_STATED TASK_
Find and copy lines holding "this".

==== LISTING

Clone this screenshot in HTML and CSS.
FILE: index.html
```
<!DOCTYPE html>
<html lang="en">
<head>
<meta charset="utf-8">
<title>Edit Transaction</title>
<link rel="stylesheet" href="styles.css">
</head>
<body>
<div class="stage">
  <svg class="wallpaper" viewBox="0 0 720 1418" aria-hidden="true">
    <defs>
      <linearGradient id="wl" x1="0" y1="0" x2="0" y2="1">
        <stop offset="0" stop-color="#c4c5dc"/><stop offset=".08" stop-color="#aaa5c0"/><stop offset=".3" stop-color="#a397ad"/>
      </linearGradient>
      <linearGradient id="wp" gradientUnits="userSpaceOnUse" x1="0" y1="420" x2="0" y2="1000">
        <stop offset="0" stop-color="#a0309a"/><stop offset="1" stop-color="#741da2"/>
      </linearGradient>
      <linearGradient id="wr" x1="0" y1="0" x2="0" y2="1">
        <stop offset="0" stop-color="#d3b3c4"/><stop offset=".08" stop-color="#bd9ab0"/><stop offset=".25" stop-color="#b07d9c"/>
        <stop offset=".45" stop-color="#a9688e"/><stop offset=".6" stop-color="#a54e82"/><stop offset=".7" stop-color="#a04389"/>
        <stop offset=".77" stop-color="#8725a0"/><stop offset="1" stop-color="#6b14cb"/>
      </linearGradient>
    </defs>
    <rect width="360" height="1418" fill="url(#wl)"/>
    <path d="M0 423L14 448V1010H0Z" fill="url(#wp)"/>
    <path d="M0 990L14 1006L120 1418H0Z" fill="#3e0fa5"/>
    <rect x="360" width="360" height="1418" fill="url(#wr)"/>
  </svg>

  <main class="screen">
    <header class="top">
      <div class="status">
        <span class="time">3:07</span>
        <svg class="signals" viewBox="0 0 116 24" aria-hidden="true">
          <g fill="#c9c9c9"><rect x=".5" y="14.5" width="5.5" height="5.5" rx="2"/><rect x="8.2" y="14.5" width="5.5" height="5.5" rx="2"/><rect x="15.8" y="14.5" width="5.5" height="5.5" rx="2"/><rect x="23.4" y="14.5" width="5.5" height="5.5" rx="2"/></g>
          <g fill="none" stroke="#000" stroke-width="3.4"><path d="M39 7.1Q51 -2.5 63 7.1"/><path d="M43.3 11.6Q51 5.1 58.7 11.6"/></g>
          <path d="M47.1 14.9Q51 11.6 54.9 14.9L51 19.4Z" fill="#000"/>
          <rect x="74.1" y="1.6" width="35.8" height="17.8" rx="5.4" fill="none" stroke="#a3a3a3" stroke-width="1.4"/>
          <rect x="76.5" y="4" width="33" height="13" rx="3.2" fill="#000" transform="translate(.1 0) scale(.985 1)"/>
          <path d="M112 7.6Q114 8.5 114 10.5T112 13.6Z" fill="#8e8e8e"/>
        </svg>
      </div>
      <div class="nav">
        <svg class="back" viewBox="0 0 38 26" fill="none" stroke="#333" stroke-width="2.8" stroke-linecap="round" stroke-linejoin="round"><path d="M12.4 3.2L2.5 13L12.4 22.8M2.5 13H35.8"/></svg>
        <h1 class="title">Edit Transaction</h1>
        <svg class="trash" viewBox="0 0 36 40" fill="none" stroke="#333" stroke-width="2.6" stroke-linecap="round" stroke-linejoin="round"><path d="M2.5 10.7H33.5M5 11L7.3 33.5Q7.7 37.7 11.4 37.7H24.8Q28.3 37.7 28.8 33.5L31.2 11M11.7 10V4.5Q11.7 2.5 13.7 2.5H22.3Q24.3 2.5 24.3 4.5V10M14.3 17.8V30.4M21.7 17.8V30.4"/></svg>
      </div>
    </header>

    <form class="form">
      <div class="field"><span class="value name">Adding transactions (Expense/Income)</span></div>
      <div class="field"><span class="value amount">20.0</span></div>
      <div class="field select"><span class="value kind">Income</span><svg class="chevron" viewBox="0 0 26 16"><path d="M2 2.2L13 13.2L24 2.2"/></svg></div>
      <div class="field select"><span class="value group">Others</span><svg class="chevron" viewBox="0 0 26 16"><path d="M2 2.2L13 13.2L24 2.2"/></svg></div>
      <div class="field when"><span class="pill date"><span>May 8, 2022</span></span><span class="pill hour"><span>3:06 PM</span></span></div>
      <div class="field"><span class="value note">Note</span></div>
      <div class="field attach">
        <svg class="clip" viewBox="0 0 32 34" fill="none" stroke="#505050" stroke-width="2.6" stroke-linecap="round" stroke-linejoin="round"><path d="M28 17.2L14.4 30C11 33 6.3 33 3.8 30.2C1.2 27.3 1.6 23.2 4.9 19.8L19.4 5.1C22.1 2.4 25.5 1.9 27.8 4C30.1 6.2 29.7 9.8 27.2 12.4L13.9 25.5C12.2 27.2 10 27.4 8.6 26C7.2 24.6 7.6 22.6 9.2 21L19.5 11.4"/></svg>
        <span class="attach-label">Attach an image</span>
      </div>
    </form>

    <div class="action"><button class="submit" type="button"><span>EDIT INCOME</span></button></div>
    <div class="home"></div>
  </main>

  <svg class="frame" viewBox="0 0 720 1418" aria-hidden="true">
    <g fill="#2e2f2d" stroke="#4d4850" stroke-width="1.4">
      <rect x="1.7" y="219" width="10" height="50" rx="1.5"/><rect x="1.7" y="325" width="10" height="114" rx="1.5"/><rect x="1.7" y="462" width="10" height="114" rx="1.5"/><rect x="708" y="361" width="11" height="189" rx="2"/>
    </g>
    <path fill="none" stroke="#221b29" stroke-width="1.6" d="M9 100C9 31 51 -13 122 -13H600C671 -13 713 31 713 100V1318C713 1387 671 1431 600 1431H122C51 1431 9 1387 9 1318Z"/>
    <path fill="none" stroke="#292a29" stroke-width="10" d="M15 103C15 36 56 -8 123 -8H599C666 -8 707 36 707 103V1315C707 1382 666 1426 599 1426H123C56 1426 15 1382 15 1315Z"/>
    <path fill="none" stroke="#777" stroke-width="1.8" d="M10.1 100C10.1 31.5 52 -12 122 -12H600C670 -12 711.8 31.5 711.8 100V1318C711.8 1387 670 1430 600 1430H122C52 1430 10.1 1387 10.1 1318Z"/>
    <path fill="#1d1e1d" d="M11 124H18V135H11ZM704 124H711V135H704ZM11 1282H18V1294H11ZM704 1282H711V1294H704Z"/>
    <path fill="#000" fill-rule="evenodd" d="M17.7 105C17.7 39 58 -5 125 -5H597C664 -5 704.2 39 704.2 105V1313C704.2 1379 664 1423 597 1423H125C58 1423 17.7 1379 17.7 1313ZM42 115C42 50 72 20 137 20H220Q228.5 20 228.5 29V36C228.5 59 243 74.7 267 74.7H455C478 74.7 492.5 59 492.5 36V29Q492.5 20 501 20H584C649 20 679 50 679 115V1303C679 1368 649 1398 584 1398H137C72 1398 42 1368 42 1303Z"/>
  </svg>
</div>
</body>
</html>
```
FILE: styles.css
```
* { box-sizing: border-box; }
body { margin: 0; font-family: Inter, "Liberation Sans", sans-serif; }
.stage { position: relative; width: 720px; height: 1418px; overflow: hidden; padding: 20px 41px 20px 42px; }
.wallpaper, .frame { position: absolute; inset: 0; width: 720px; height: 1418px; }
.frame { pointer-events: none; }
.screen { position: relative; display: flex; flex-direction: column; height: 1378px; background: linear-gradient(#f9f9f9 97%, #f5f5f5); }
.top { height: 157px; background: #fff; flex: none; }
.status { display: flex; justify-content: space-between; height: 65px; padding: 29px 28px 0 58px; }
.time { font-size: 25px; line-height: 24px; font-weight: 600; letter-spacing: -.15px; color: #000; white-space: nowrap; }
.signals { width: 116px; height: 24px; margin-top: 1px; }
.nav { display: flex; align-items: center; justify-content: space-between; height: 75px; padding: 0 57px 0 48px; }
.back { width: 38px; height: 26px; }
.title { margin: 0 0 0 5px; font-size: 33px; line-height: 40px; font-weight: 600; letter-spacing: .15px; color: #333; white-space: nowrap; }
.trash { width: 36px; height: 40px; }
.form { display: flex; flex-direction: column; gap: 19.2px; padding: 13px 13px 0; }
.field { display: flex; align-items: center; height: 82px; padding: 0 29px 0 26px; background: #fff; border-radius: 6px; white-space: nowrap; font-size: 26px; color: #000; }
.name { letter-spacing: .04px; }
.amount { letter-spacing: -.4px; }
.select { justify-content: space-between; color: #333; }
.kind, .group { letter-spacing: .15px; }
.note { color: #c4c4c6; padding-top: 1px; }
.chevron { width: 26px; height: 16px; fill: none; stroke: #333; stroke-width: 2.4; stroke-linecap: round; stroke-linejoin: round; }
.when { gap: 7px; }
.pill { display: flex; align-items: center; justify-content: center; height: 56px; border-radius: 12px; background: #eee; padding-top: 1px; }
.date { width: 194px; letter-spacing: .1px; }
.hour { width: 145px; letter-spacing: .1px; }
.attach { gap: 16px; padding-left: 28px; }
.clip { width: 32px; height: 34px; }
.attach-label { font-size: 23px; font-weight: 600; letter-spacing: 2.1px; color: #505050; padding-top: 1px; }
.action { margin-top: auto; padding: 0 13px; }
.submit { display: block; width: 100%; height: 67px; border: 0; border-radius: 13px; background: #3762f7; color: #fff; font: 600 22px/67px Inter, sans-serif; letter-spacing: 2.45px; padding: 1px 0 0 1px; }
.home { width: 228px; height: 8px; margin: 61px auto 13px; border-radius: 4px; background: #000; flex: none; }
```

========
==== LISTING

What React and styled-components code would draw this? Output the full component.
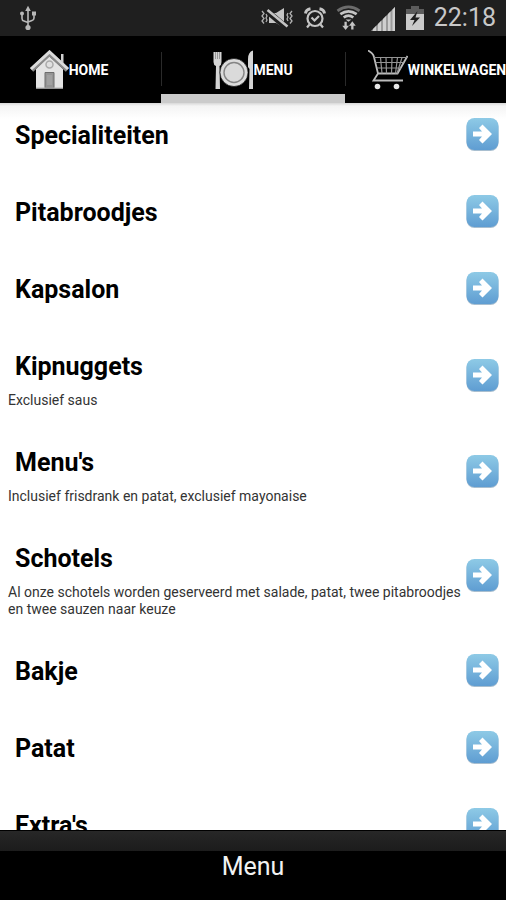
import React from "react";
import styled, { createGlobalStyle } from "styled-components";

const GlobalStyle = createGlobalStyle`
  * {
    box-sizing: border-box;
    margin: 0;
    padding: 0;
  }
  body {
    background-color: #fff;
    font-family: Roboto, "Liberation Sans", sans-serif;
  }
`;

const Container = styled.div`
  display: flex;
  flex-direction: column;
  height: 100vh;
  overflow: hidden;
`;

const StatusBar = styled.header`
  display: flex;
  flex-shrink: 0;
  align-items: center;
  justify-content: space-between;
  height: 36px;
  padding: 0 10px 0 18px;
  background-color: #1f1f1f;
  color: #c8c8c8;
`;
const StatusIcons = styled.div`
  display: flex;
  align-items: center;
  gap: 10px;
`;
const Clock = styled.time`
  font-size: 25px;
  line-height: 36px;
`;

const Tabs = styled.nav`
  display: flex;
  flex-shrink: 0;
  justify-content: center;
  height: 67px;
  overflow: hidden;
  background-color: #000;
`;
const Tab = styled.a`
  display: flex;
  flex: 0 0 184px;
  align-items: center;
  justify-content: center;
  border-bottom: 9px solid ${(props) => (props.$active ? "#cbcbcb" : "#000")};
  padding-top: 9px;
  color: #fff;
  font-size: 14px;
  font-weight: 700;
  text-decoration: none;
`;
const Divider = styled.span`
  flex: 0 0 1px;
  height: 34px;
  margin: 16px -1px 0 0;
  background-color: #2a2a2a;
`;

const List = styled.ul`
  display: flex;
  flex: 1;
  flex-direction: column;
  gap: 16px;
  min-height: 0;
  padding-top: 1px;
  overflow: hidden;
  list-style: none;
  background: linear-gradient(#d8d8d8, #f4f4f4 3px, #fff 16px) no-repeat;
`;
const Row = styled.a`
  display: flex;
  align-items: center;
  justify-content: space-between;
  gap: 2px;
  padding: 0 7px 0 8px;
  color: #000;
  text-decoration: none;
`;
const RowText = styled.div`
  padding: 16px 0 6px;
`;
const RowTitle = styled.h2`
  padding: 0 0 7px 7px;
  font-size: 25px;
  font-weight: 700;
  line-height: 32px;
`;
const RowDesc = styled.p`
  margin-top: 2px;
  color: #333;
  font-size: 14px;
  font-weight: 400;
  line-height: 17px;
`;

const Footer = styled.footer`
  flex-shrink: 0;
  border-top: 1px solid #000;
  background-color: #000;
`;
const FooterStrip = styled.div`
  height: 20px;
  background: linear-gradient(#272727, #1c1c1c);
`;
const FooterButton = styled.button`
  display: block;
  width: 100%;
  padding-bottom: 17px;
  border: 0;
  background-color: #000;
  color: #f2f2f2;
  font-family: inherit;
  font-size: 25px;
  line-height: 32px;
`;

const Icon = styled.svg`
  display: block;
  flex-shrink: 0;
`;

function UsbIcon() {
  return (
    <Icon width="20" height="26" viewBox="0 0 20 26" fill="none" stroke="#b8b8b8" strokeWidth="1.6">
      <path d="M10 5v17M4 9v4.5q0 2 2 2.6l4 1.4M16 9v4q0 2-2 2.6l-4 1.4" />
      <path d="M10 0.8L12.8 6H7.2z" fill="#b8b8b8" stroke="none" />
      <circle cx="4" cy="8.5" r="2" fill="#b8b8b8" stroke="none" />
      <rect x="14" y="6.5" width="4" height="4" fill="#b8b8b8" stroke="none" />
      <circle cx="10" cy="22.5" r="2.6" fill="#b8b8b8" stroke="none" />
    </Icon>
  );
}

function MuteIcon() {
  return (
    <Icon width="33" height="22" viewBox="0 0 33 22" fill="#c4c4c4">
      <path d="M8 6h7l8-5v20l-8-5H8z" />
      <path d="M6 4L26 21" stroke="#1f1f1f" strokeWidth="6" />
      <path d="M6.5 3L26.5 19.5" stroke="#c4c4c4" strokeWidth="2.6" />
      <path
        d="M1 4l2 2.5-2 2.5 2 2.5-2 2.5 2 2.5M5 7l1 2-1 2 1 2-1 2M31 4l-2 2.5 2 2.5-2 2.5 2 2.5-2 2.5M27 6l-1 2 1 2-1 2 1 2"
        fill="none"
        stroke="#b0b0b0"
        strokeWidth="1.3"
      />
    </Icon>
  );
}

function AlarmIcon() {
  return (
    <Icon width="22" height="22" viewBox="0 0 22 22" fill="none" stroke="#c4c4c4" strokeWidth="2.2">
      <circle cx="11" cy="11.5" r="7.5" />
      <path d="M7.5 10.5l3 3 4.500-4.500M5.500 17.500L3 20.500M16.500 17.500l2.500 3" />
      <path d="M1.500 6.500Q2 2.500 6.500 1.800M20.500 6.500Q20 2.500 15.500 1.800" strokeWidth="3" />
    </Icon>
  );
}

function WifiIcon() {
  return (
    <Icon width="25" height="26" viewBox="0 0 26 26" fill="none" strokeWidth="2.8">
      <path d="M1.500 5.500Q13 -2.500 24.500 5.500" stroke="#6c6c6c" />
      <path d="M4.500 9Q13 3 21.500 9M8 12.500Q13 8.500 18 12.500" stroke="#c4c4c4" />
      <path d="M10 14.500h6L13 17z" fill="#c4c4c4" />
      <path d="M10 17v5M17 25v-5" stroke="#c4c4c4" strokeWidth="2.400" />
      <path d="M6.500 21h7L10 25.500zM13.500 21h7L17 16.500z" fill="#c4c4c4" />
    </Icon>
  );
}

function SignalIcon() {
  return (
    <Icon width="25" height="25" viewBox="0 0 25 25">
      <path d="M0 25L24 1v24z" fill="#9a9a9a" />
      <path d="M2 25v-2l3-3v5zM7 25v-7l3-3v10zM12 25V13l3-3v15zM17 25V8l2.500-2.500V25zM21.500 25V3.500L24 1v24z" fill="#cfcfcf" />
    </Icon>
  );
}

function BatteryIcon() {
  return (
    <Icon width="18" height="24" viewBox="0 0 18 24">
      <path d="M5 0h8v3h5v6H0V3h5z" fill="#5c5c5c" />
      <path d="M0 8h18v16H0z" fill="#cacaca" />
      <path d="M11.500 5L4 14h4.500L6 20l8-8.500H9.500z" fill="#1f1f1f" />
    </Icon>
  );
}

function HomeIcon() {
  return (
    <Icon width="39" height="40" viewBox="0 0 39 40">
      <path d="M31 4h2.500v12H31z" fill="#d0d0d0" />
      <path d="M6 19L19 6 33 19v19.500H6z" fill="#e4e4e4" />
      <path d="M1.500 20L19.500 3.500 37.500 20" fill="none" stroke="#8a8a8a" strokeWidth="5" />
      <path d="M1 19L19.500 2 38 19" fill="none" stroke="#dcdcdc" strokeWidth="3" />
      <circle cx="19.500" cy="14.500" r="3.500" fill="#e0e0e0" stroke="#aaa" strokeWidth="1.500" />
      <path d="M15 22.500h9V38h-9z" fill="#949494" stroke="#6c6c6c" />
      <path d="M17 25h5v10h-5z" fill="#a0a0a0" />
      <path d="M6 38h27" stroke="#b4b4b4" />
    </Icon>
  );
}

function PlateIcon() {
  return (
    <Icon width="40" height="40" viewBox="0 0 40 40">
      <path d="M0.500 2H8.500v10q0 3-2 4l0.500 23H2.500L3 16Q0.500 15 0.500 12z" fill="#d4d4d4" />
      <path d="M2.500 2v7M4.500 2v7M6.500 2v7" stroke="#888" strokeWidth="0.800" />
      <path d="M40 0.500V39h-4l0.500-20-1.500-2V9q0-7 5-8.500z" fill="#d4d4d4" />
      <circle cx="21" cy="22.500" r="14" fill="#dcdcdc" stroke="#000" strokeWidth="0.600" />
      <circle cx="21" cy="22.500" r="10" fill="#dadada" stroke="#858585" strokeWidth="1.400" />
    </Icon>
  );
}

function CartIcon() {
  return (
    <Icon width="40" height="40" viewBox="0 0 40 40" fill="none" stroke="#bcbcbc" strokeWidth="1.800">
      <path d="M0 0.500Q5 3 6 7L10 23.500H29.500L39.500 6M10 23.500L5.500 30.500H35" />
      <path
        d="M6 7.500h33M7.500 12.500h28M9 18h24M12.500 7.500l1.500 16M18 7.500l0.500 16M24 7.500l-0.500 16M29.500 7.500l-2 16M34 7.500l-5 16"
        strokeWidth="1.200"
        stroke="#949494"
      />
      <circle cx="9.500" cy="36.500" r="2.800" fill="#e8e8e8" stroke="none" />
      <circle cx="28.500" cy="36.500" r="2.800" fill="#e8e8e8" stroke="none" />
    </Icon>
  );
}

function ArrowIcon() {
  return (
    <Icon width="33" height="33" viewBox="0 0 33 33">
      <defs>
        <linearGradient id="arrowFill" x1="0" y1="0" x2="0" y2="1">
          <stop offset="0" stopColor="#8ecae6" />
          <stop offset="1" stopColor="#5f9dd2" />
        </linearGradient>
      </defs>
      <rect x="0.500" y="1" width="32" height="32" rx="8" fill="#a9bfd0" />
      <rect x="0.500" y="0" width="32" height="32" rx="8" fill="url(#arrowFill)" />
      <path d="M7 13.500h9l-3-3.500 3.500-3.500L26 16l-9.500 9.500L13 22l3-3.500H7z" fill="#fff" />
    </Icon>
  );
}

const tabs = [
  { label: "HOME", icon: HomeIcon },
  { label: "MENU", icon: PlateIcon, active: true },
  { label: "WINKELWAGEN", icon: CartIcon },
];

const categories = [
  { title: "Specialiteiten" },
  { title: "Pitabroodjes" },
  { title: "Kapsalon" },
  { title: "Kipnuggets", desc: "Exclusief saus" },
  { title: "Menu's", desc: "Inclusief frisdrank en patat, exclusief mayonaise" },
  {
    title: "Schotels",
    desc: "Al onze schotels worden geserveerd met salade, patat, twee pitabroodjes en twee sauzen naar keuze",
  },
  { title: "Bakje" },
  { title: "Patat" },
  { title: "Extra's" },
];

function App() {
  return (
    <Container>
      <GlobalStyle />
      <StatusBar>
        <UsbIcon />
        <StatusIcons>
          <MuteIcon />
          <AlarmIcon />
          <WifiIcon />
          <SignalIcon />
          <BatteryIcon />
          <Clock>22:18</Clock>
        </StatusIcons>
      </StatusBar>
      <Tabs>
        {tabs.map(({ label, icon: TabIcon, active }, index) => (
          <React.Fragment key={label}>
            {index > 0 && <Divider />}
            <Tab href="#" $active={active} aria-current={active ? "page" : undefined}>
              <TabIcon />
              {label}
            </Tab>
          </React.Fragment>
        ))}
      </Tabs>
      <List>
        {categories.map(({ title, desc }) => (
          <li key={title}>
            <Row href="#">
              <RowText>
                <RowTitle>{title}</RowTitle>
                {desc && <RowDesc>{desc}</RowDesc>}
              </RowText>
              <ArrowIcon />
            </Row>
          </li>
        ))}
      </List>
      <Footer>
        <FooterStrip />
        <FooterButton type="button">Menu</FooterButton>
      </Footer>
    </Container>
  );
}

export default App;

========

_ANSWER BELOW_
Clone this screenshot in HTML and CSS.
What React and styled-components code would draw this? Output the full component.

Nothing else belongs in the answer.